Action’s Ferentino DC gives GXO a bigger Italian brief

Action’s Ferentino DC gives GXO a bigger Italian brief

GXO will run Action’s new Ferentino distribution centre in Italy. The site strengthens the retailer’s logistics base across central and southern regions.


IN Brief:

  • GXO will manage operations at Action’s new distribution centre in Ferentino.
  • The site is Action’s second permanent distribution centre in Italy and its 19th in Europe.
  • The facility has achieved BREEAM Outstanding certification and will scale to around 300 workers at full capacity.

GXO will manage operations at Action’s new distribution centre in Ferentino, supporting the non-food discounter’s expansion across central and southern Italy.

The facility, located in the province of Frosinone, opened last week and is Action’s second permanent distribution centre in Italy. It is also the retailer’s 19th distribution centre in Europe. GXO was selected to operate the site based on its retail logistics capability, presence in the Lazio region, direct labour model, and warehouse management experience.

The Ferentino operation currently employs more than 200 people, with the workforce expected to grow to around 300 at full capacity and peak at about 350 during high season. The building has achieved BREEAM Outstanding certification, reflecting its energy efficiency, environmental performance, and sustainability-led design.

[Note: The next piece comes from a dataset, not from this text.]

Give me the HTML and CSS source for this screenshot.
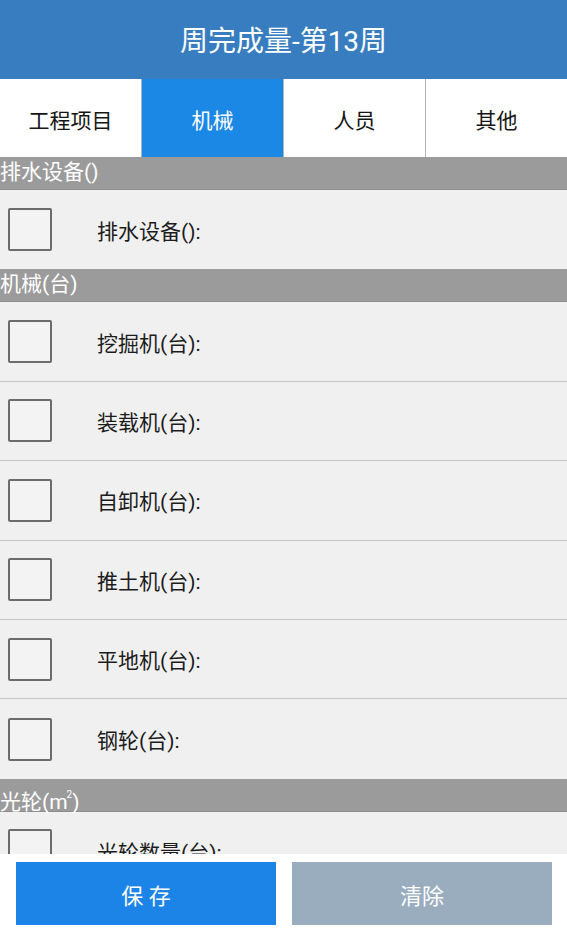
FILE: index.html
```html
<!DOCTYPE html>
<html lang="zh-CN">
<head>
<meta charset="utf-8">
<title>周完成量-第13周</title>
<link rel="stylesheet" href="styles.css">
</head>
<body>
<div class="app">
  <header class="title-bar">周完成量-第13周</header>
  <nav class="tabs">
    <div class="tab">工程项目</div>
    <div class="tab active">机械</div>
    <div class="tab">人员</div>
    <div class="tab last">其他</div>
  </nav>
  <main class="content">
    <div class="section-head">排水设备()</div>
    <div class="row last-row"><span class="check"></span><span class="label">排水设备():</span></div>

    <div class="section-head">机械(台)</div>
    <div class="row"><span class="check"></span><span class="label">挖掘机(台):</span></div>
    <div class="row"><span class="check"></span><span class="label">装载机(台):</span></div>
    <div class="row"><span class="check"></span><span class="label">自卸机(台):</span></div>
    <div class="row"><span class="check"></span><span class="label">推土机(台):</span></div>
    <div class="row"><span class="check"></span><span class="label">平地机(台):</span></div>
    <div class="row last-row"><span class="check"></span><span class="label">钢轮(台):</span></div>

    <div class="section-head">光轮(m<sup class="sq">2</sup>)</div>
    <div class="row"><span class="check"></span><span class="label">光轮数量(台):</span></div>
  </main>
  <footer class="actions">
    <button class="btn save">保 存</button>
    <button class="btn clear">清除</button>
  </footer>
</div>
</body>
</html>
```

FILE: styles.css
```css
html, body {
  margin: 0;
  padding: 0;
  background: #ffffff;
}

body {
  font-family: Roboto, "Noto Sans CJK SC", "Noto Sans", sans-serif;
}

.app {
  width: 567px;
  height: 928px;
  display: flex;
  flex-direction: column;
  overflow: hidden;
}

.title-bar {
  height: 79px;
  flex: none;
  background: #377dbf;
  color: #ffffff;
  font-size: 28px;
  display: flex;
  align-items: center;
  justify-content: center;
  padding-bottom: 2px;
  box-sizing: border-box;
}

.tabs {
  height: 78px;
  flex: none;
  display: grid;
  grid-template-columns: 142px 142px 142px 141px;
  background: #ffffff;
}

.tab {
  display: flex;
  align-items: center;
  justify-content: center;
  font-size: 21px;
  color: #151515;
  border-right: 1px solid #b4b4b4;
  padding-top: 2px;
}

.tab.last {
  border-right: none;
}

.tab.active {
  background: #1c88e6;
  color: #ffffff;
}

.content {
  flex: 1;
  overflow: hidden;
  background: #f0f0f0;
}

.section-head {
  height: 33px;
  box-sizing: border-box;
  background: #9b9b9b;
  border-bottom: 1px solid #8e8e8e;
  color: #ffffff;
  font-size: 21px;
  line-height: 31px;
  padding-left: 0;
  white-space: nowrap;
}

.sq {
  font-size: 10px;
  vertical-align: 11px;
  margin-left: -1px;
}

.row {
  height: 79.4px;
  box-sizing: border-box;
  border-bottom: 1px solid #c4c4c4;
  display: flex;
  align-items: center;
  background: #f0f0f0;
}

.row.last-row {
  border-bottom: none;
}

.check {
  width: 44px;
  height: 43px;
  box-sizing: border-box;
  margin-left: 8px;
  border: 2px solid #6b6b6b;
  border-radius: 2px;
  background: #f3f3f3;
  flex: none;
}

.label {
  margin-left: 45px;
  font-size: 21px;
  color: #1c1c1c;
}

.actions {
  height: 74px;
  flex: none;
  background: #ffffff;
  display: flex;
  gap: 16px;
  padding: 8px 15px 0 16px;
  box-sizing: border-box;
}

.btn {
  width: 260px;
  height: 63px;
  border: none;
  border-radius: 0;
  color: #ffffff;
  font-family: Roboto, "Noto Sans CJK SC", sans-serif;
  font-size: 22px;
  padding: 0;
}

.btn.save {
  background: #1c84e6;
}

.btn.clear {
  background: #9aadbf;
}
```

Action has expanded rapidly in Italy since opening its first stores in the country in 2021. The retailer now has 235 stores and around 5,000 employees in the market. A dedicated distribution platform for central and southern Italy gives the network stronger regional coverage as store numbers, product volumes, and replenishment requirements increase.

Discount retail places unusually tight demands on logistics. The model depends on fast stock turns, low operating cost, consistent availability, and the ability to manage a broad and changing product mix. Warehouses serving that format need to absorb promotional cycles, seasonal flows, mixed product profiles, and store rollouts without adding avoidable complexity.

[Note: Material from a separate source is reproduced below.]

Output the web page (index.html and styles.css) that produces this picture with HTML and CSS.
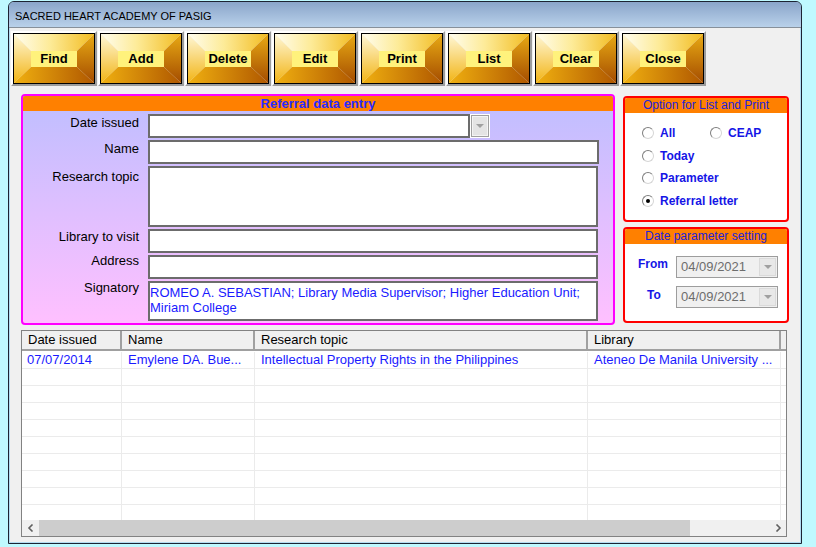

Ferentino gives Action a stronger location for serving central and southern Italian stores. A retailer expanding across a large national market cannot rely indefinitely on a single logistics base without creating transport inefficiency, longer lead times, and uneven service resilience. Regional distribution capacity shortens replenishment distances and gives stores a more responsive flow of goods.

GXO’s role reflects the continuing strength of specialist contract logistics in European retail expansion. Retailers can build their own warehouses, but operating them at scale requires process discipline, labour planning, safety management, systems integration, and continuous improvement. A fast-growing retailer may prefer to keep internal focus on merchandising, procurement, store growth, and market execution while outsourcing warehouse operations to a specialist.

The sustainability profile of the site is also commercially relevant. BREEAM Outstanding is a high standard for a distribution centre, and energy-efficient design can directly affect running costs. Photovoltaic panels, smart monitoring, LED lighting, EV charging, and lower-emission building systems are becoming part of warehouse performance rather than peripheral design choices.

European retailers are increasingly aligning property decisions with logistics network strategy. Pepco’s move to build capacity near the Gdańsk corridor showed how retail distribution estates are being placed close to port, road, and regional fulfilment routes. Denner’s voice-led control in chilled grocery logistics showed the operational side of the same trend, with retailers investing in systems that reduce friction and improve warehouse execution.

Action’s Ferentino facility combines both directions: a regional capacity move and a higher-specification building. The warehouse gives the retailer more control over outbound replenishment, seasonal labour peaks, and store service levels while supporting broader sustainability commitments. In discount retail, the warehouse is not hidden infrastructure; it is one of the conditions that allows low-price, high-frequency retailing to function.

Labour planning will be a central part of delivery. Seasonal peaks can put pressure on recruitment, training, safety, productivity, and attendance. A direct labour model can improve process consistency and workplace control, although it also requires strong forecasting and careful management when volumes rise sharply.

The site’s growth path will be watched as Action continues to expand. Adding distribution capacity ahead of demand gives the retailer room to support new stores, but underused capacity carries cost. The balance between labour, inventory, transport, and store replenishment will determine how efficiently the Ferentino operation supports the next phase of Italian growth.

GXO gains another significant retail logistics role in Europe, while Action gains a dedicated platform for a fast-growing national market. The Ferentino opening adds another example of retail distribution becoming more regional, more energy-conscious, and more dependent on specialist warehouse execution.